Brenda Gallant visits dozens of homemaker service recipients as executive director of the Maine Long-Term Care Ombudsman Program. As she reaches the front door of Myrtle Brown's home in Augusta, she carefully makes her way through an icy driveway. "We're here to see Mrs. Brown," she says.

"Yes, come in please." Myrtle Brown is confined to a wheelchair, as she sits at her kitchen table. She has poor eyesight and requires the use of an oxygen tank. Now in her eighties, she finds some of the simplest daily tasks to be beyond her ability.
That's when Judy Peace from Catholic Charities of Maine steps in.

"She does my washing, she does my floors, she does my dusting, my dishes, if I need it," Brown says. She says she can't imagine what might happen without the help she gets from the program. "Oh God no, I'd be lost," she says.

Yet funding for those basic services that Brown receives are at risk under Gov. john Baldacci's $438 million supplemental budget. The administration wants to reduce funding for the homemaker services program contracted through the Catholic Charities of Maine by $750,000 dollars.

"I think that these services should be a priority for our state," Gallant says. "They're definitely a wonderful asset to our state."
Gallant says Maine has seen tough times before. But she says that by reducing the kind of basic housekeeping services that allow elder Mainers and those with disabilities to stay in their homes, the state could inadvertantly push these residents into long-term care facilities.

"There's no way to avoid taking care of our citizens, and I don't think that's the Maine way," Gallant says. "We care about eachother, we want to do things in the right way, and this is a cost-effective program. There will be immediate costs if we don't provide this care, because people will have to go elsewhere."

"These people are very independent," says Don Harden of Catholic Charities of Maine, who keeps tabs on about 2,000 recipients of homemaker services all over the state. "You're talking about your elderly neighbor who physically is able to do most things, is sharp as a tack, but just needs help with those small tasks of day-to-day living."

In addition to helping people with some very basic needs, Harden says the homemaker staffers sometimes offer the only human contact that a recipient might encounter dfuring any given week.
"I think the thing that we don't really get reimbursed for is relationship, and for a lot of the people that we serve, that is the only person that comes into home during the week and is oftentimes the most important person," Harden says.

"What we're proposing, instead of someone getting 12 hours of service, they get 10, and really looking at who really needs it," says
Maine Health and Human Services Commissioner Brenda Harvey. Harvey says she doesn't believe the proposed cuts will push Mainers into higher-cost care.

"Our intent with these proposals -- we thought long and hard about these -- is not to push people to higher-cost services, that would be a short-sighted and very poor long-term outcome for the state. We think we were more responsible than that in what we put forward."

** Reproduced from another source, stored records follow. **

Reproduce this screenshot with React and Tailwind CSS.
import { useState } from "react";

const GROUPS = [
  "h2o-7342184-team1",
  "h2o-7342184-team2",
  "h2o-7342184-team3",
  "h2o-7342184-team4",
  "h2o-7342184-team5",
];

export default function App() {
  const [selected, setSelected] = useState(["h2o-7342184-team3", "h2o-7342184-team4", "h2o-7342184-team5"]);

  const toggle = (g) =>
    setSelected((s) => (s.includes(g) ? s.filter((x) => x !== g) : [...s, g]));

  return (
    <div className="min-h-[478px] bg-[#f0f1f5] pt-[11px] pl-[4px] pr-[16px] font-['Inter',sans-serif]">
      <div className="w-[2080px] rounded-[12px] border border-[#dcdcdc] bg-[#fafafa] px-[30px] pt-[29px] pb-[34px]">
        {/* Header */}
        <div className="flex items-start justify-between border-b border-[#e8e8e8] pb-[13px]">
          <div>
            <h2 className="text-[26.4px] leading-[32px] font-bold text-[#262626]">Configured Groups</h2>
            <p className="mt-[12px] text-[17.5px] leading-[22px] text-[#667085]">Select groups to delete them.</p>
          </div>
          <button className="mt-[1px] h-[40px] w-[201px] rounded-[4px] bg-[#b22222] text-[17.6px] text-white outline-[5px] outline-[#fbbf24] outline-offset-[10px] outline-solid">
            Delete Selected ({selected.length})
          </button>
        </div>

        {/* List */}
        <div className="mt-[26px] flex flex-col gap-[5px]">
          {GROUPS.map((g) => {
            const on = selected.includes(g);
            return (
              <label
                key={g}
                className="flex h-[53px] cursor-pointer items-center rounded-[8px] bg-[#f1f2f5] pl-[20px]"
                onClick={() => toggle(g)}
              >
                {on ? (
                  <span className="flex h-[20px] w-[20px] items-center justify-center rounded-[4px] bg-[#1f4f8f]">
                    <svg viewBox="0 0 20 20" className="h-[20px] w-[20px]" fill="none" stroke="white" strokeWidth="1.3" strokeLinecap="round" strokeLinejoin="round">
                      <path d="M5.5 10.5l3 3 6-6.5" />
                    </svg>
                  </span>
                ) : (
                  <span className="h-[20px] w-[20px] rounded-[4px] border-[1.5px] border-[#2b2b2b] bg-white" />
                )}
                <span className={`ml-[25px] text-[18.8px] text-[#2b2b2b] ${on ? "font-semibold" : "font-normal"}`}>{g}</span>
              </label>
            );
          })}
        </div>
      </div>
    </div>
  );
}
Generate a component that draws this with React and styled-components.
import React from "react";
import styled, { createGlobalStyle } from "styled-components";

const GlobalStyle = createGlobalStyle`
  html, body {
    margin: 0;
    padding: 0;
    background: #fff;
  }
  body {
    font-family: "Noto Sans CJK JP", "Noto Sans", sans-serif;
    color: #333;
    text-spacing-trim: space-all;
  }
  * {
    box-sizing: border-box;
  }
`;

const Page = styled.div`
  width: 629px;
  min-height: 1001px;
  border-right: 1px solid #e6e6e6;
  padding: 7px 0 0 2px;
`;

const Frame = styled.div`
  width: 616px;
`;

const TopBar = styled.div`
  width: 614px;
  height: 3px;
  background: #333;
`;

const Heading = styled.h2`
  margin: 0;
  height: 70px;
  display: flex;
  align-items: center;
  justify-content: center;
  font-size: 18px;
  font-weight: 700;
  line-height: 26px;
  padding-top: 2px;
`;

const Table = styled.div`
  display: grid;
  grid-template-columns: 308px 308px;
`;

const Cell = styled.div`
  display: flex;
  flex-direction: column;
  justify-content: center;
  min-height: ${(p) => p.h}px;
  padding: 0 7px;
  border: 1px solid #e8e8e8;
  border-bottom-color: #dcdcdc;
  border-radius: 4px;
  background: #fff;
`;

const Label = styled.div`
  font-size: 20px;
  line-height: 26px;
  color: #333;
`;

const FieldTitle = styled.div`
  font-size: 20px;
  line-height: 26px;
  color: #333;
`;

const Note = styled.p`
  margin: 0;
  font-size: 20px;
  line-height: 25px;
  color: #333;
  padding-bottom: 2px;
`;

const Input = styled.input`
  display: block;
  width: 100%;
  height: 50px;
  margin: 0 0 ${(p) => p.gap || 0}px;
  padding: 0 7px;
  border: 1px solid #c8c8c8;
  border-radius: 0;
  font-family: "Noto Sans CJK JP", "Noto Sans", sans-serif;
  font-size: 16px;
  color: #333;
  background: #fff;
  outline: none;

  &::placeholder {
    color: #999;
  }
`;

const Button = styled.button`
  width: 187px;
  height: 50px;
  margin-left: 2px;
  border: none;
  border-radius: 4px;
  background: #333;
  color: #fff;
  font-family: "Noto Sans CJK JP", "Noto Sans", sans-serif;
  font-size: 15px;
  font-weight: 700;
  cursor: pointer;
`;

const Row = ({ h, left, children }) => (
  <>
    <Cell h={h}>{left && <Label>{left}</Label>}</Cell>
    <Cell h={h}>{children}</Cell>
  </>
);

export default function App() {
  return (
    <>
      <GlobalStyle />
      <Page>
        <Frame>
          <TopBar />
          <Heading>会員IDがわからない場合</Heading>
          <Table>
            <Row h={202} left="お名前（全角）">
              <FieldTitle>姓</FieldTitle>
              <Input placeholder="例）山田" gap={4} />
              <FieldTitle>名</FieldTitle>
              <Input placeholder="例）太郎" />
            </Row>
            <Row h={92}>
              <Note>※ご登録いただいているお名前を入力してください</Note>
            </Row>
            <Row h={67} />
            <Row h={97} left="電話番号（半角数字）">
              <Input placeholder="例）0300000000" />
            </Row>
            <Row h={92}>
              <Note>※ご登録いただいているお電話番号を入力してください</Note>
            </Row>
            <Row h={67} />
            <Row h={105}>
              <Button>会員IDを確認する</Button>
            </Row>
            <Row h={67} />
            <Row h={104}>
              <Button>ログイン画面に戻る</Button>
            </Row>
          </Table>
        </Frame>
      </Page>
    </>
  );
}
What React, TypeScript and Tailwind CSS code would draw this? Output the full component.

As the Legislature's Appropriations Committee considers the proposed program reduction, panel member Sen. Richard Rosen, a Bucksport Republican, says the state's financial situation can simply no longer accommodate business as usual. "Now, with the very severe, difficult recession, Maine taxpayers are even more stressed and less able to pay for and fund all these services," he says.

The Appropriations Committee will review the cutbacks to the homemaker and other programs on Tuesday.